— THE PROBLEM —
In the following material, identify every line holding the string "that" and return it.
----------
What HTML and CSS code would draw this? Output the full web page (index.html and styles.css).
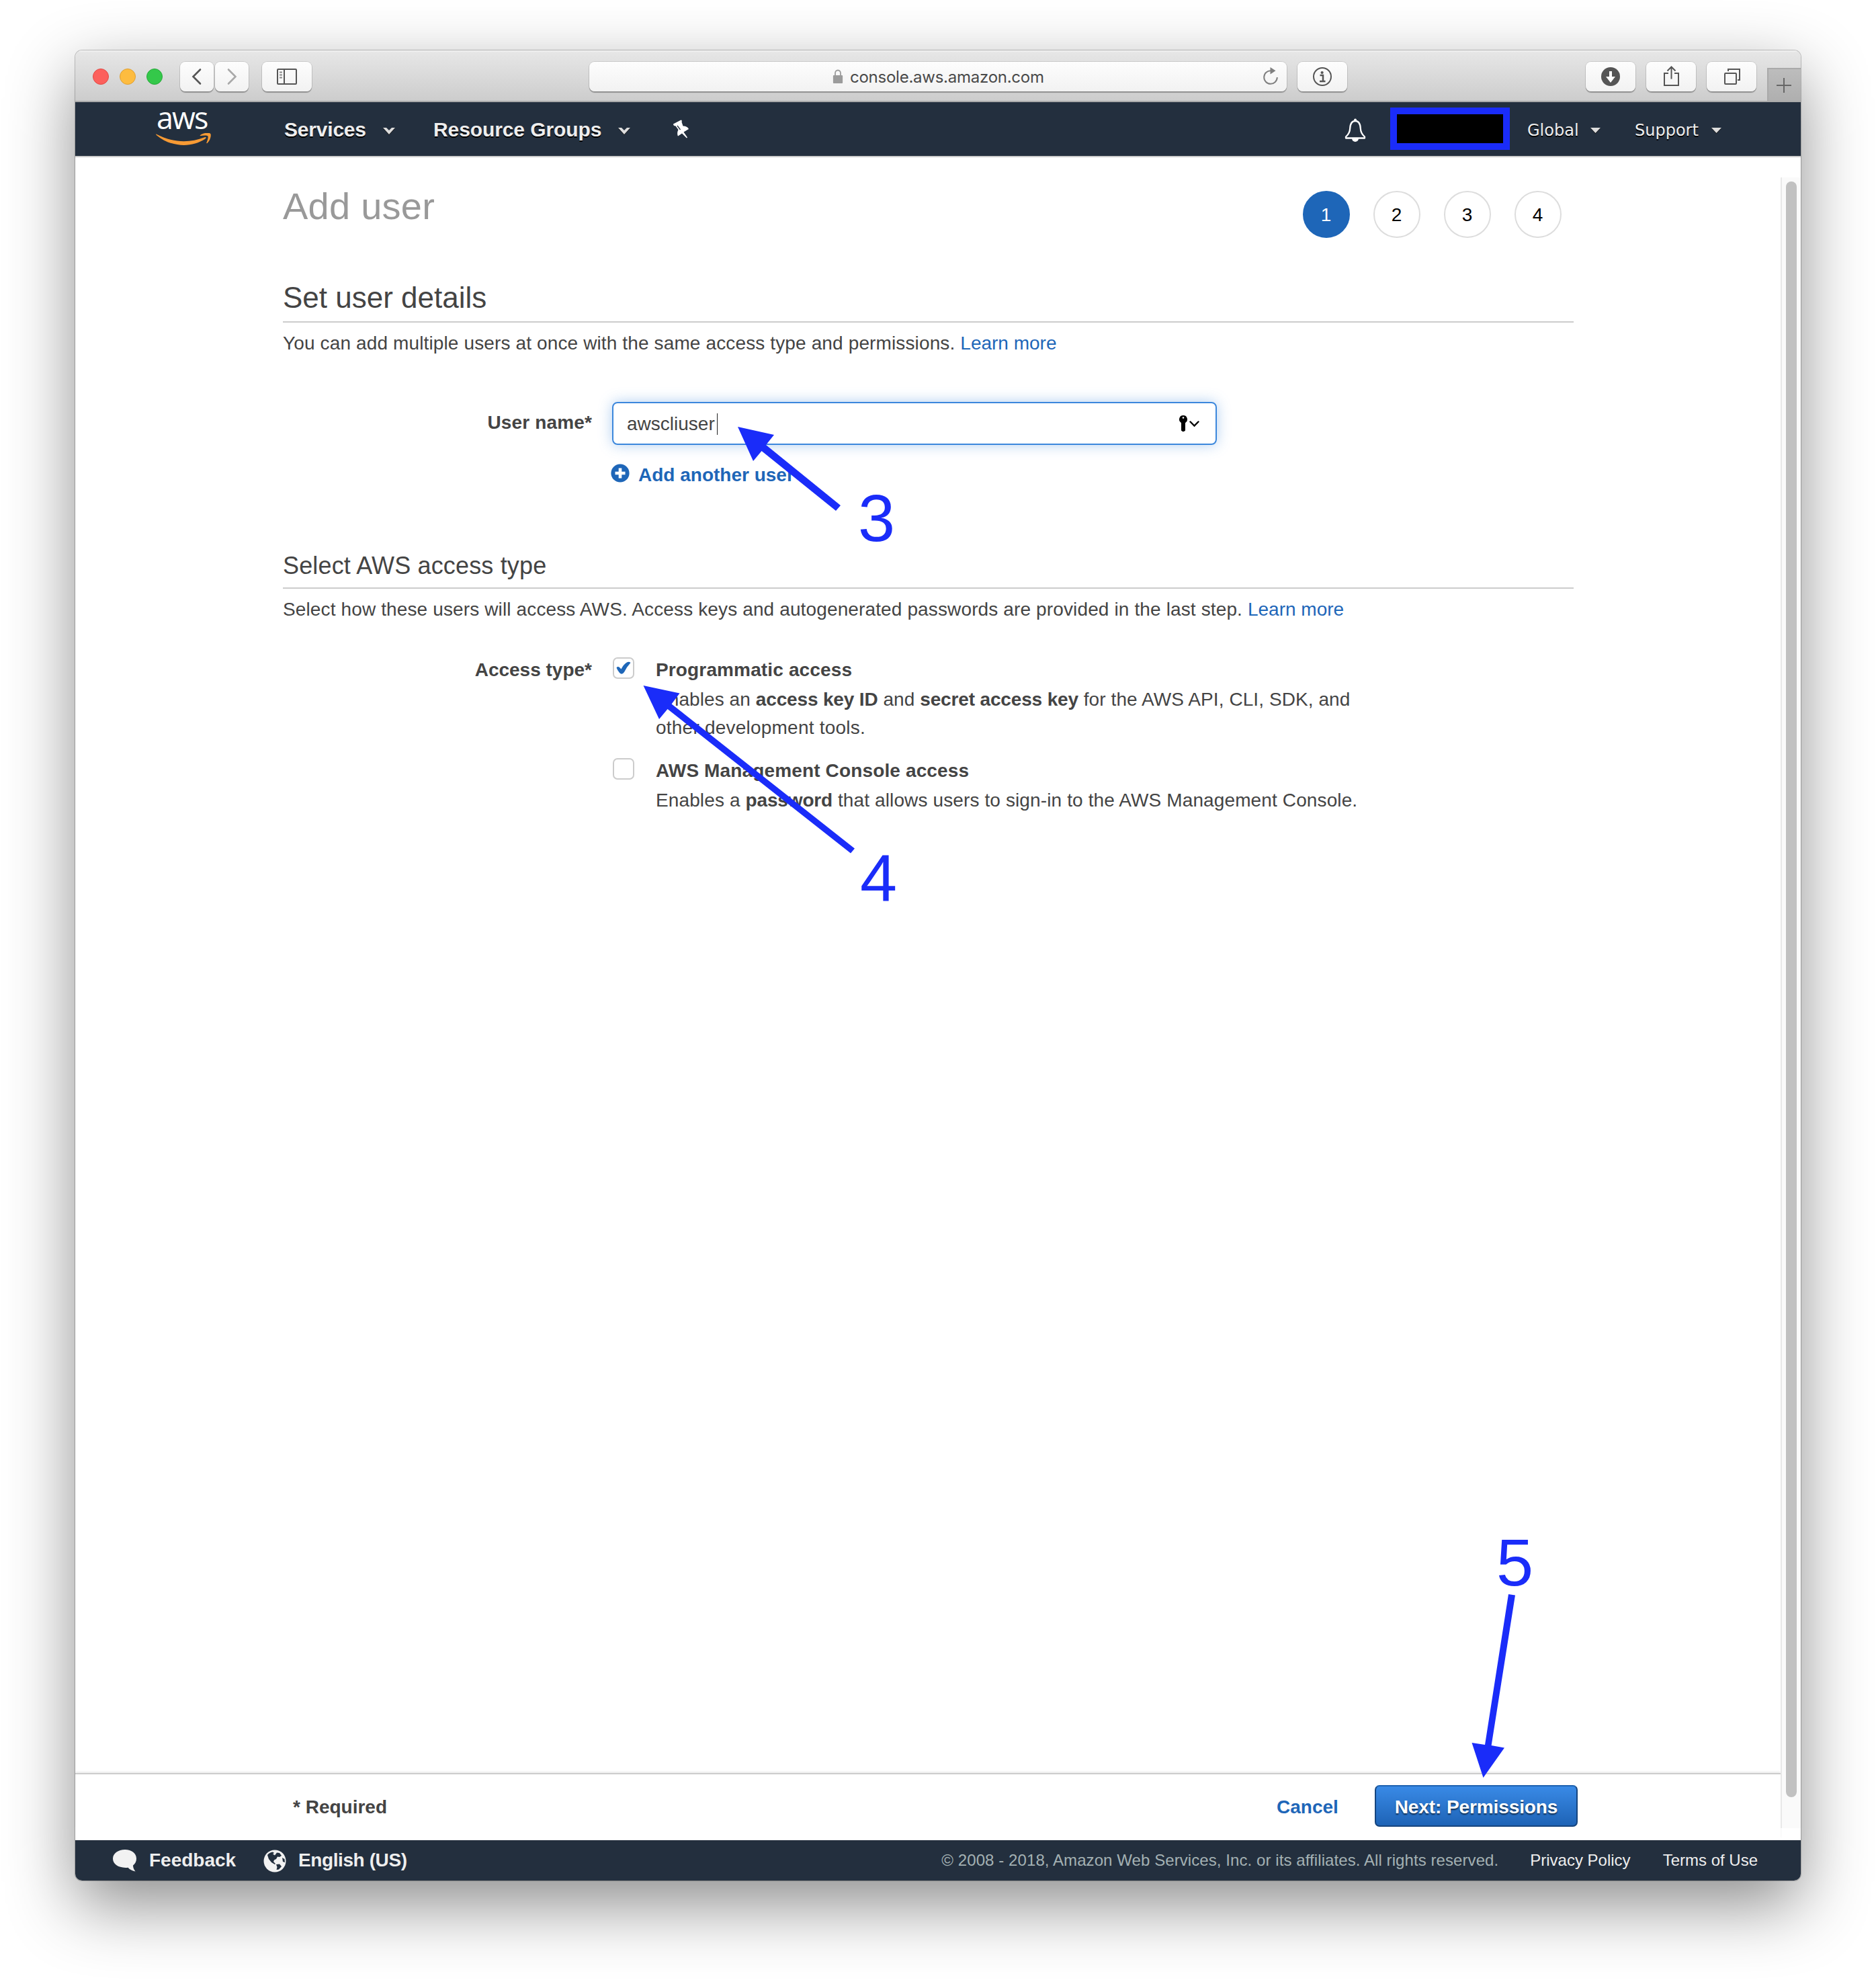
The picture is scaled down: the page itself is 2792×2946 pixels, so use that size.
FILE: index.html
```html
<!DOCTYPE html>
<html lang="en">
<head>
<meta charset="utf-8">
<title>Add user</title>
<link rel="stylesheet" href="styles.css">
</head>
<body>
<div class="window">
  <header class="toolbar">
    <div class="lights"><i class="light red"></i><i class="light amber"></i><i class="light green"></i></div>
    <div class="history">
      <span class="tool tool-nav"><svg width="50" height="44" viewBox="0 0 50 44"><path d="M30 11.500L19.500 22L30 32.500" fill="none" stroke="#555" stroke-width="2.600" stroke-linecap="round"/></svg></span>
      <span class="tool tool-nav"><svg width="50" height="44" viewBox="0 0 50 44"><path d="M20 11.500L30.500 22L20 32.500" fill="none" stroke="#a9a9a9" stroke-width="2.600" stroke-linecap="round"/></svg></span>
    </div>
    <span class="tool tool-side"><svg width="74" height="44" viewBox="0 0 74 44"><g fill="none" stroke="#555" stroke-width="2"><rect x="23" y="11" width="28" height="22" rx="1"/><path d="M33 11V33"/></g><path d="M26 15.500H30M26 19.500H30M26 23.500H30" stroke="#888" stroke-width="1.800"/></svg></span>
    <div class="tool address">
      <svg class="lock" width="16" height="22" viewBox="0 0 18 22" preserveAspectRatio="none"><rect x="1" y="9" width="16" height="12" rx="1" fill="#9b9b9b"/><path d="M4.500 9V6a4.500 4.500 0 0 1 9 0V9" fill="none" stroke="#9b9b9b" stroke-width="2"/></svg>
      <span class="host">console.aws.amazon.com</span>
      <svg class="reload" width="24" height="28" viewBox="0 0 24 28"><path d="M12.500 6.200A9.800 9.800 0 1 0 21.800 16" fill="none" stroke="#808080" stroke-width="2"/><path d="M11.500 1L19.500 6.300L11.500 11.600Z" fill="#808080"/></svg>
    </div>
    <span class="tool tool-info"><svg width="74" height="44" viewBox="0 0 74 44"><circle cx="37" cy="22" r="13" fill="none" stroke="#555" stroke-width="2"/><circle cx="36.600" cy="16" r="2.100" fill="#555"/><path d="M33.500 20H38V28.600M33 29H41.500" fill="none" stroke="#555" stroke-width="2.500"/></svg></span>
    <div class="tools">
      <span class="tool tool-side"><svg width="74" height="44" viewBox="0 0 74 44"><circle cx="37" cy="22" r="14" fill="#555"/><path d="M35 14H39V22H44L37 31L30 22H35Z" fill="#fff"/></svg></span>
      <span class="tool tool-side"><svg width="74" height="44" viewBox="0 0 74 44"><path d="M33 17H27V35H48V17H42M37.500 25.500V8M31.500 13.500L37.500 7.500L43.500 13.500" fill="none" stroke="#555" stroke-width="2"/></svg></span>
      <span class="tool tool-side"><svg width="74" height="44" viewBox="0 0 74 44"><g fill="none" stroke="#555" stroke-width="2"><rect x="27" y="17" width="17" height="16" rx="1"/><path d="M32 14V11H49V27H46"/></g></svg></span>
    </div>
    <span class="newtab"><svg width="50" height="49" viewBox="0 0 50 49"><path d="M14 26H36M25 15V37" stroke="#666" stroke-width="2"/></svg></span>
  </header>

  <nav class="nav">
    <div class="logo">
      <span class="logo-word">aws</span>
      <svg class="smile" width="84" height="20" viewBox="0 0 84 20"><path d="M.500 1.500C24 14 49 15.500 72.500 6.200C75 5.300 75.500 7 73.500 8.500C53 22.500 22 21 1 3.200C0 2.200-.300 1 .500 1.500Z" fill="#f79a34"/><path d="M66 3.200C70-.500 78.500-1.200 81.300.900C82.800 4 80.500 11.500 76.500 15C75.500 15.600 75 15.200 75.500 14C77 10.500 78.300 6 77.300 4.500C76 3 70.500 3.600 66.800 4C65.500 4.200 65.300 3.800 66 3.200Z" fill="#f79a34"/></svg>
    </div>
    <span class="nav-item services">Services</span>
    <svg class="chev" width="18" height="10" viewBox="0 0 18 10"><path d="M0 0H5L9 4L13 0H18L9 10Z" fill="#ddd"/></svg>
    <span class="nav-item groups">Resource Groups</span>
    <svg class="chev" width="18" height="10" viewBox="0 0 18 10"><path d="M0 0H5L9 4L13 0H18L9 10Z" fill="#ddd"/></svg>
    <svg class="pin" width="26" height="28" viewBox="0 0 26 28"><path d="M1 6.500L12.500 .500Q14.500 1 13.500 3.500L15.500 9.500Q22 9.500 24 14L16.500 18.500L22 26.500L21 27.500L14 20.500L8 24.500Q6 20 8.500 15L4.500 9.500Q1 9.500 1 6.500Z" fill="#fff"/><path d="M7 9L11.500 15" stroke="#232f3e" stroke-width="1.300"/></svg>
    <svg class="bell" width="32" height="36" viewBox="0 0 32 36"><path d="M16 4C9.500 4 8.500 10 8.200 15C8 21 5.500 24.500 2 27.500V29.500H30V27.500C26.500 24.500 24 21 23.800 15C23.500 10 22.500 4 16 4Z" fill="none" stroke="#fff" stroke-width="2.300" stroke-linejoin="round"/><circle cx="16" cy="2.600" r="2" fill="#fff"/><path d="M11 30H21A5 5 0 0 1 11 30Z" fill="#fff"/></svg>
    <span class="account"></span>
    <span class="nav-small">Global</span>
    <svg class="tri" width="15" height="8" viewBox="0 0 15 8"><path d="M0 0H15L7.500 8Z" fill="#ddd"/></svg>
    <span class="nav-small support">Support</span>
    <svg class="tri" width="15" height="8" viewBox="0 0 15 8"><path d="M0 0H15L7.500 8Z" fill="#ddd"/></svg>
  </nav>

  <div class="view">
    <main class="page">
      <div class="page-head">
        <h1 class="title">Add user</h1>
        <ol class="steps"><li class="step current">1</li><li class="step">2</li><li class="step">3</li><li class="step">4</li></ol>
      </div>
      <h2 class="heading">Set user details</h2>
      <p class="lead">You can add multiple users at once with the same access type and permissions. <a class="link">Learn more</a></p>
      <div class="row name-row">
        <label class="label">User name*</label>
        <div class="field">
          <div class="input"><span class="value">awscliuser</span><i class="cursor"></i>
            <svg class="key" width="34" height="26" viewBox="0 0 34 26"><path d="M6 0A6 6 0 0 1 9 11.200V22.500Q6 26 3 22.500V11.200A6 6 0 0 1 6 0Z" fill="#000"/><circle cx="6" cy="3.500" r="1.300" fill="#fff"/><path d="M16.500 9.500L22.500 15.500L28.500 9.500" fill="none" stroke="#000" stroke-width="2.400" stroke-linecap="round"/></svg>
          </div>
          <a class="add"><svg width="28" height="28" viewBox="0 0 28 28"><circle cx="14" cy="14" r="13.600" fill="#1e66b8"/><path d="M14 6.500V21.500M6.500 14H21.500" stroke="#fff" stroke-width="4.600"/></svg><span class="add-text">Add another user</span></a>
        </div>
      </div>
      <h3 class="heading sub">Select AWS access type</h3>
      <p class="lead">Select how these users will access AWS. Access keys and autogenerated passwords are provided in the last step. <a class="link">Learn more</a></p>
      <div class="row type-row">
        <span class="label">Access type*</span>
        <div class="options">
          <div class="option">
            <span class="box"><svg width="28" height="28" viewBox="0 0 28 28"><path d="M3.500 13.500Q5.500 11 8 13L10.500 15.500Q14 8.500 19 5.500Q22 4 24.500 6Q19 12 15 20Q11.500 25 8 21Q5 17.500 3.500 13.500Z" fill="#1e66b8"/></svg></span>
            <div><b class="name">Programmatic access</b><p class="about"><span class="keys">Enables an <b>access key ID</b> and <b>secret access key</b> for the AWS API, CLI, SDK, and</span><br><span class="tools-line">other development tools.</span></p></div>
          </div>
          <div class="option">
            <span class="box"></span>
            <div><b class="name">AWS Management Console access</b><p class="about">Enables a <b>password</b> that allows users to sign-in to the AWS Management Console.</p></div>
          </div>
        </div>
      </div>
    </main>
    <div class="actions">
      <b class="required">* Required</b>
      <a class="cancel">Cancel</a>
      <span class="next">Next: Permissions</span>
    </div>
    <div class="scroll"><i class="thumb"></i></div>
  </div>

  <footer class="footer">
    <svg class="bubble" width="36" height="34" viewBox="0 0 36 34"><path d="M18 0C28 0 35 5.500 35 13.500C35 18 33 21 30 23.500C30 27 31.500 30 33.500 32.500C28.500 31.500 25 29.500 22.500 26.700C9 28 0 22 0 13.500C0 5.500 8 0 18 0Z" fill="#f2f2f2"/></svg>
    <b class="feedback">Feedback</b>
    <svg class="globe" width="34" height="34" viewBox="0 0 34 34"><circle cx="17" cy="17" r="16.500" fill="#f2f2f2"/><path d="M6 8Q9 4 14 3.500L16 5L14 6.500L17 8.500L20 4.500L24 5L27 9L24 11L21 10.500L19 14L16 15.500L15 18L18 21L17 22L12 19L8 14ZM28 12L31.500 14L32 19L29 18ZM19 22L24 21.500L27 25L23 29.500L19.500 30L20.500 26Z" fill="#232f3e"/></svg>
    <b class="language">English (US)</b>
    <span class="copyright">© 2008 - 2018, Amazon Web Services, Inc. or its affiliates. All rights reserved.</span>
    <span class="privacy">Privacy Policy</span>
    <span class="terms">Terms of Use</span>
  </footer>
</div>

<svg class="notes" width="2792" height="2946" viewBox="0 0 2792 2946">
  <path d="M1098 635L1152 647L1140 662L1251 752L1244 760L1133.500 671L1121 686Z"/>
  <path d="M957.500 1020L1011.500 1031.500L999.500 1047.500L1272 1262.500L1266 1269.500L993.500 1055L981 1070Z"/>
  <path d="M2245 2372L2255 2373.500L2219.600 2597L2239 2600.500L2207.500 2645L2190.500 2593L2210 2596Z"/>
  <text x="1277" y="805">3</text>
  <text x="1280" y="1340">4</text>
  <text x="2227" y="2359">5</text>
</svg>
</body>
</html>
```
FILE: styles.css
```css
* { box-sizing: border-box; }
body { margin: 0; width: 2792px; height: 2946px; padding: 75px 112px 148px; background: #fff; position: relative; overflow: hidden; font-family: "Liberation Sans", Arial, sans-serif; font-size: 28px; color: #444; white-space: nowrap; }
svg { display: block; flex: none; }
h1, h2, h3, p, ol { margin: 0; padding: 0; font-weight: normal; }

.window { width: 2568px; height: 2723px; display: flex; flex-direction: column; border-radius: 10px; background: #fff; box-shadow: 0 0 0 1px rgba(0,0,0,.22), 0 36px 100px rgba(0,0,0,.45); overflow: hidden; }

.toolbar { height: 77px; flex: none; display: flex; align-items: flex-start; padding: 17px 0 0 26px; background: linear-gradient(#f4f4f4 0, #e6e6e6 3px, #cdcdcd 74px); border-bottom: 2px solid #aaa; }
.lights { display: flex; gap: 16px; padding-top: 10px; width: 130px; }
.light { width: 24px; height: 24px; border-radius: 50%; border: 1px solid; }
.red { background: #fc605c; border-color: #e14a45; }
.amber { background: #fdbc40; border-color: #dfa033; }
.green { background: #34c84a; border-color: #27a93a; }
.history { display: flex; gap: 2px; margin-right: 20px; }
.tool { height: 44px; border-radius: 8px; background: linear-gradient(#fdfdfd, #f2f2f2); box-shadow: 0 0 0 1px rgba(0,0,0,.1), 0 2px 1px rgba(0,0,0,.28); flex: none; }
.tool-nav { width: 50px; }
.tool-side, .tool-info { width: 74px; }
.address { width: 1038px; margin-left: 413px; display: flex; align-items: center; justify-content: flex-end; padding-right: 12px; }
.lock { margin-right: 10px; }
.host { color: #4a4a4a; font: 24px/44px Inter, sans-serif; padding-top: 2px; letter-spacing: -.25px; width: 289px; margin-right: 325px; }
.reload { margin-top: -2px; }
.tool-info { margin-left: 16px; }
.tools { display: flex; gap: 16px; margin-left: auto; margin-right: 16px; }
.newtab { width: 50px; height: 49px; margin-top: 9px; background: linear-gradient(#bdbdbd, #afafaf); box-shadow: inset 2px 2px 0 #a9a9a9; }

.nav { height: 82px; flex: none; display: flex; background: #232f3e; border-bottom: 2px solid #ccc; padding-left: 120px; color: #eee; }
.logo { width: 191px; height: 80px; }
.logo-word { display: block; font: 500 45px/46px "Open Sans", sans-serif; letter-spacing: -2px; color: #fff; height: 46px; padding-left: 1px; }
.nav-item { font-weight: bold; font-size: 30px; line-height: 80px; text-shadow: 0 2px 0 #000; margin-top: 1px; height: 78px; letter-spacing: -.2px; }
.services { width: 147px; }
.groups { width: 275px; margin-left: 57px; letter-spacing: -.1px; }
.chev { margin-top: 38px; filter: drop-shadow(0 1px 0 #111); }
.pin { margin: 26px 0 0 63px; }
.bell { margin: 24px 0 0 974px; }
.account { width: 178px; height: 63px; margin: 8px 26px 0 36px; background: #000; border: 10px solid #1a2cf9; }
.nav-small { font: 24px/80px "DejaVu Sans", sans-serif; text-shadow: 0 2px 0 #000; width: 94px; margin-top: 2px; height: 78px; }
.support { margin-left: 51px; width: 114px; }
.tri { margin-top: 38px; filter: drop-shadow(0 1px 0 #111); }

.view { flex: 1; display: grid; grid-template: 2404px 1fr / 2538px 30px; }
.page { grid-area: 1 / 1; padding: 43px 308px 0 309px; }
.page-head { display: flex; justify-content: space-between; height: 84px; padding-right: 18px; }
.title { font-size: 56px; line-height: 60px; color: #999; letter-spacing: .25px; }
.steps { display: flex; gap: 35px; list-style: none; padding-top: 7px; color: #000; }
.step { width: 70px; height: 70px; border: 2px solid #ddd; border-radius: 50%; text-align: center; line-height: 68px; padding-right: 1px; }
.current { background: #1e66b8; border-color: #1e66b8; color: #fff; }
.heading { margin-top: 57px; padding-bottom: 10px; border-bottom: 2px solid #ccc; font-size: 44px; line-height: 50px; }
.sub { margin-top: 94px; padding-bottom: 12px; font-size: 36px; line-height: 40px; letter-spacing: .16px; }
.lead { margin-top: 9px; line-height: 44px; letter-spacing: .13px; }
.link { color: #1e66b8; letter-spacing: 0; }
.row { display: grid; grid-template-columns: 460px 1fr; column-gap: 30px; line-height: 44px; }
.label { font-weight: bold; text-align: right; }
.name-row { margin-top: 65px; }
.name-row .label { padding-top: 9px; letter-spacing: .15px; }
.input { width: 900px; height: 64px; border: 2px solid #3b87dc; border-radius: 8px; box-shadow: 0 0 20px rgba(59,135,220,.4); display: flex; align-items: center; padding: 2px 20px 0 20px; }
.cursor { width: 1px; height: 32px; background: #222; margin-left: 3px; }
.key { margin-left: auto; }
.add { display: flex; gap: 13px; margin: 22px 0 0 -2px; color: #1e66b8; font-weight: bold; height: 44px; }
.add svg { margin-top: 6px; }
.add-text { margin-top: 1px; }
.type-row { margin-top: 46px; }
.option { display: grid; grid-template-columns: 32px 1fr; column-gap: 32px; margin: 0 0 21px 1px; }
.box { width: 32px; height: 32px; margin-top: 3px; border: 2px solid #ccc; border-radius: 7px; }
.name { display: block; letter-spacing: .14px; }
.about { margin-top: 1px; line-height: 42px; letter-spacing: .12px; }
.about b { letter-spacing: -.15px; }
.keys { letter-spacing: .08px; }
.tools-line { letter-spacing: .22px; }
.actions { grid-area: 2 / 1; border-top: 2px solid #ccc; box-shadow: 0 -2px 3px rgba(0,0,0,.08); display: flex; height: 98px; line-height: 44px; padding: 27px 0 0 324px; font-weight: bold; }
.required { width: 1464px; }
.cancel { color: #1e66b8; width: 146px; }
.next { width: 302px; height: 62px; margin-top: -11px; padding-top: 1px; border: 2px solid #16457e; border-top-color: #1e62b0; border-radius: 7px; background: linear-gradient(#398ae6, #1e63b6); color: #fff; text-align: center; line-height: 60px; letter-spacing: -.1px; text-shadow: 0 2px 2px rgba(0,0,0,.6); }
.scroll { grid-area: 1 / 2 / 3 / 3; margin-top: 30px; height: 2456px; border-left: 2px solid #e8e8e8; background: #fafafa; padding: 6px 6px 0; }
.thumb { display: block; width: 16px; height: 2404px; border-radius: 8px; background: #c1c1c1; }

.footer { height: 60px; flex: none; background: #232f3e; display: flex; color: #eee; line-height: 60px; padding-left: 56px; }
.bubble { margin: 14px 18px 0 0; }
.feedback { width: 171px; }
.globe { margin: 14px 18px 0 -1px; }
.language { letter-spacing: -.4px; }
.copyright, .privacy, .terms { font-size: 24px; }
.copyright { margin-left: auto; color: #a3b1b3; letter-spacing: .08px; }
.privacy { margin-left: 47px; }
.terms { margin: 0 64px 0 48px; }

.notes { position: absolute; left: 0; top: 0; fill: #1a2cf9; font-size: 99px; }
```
----------
— RESPONSE —
The picture is scaled down: the page itself is 2792×2946 pixels, so use that size.
            <div><b class="name">AWS Management Console access</b><p class="about">Enables a <b>password</b> that allows users to sign-in to the AWS Management Console.</p></div>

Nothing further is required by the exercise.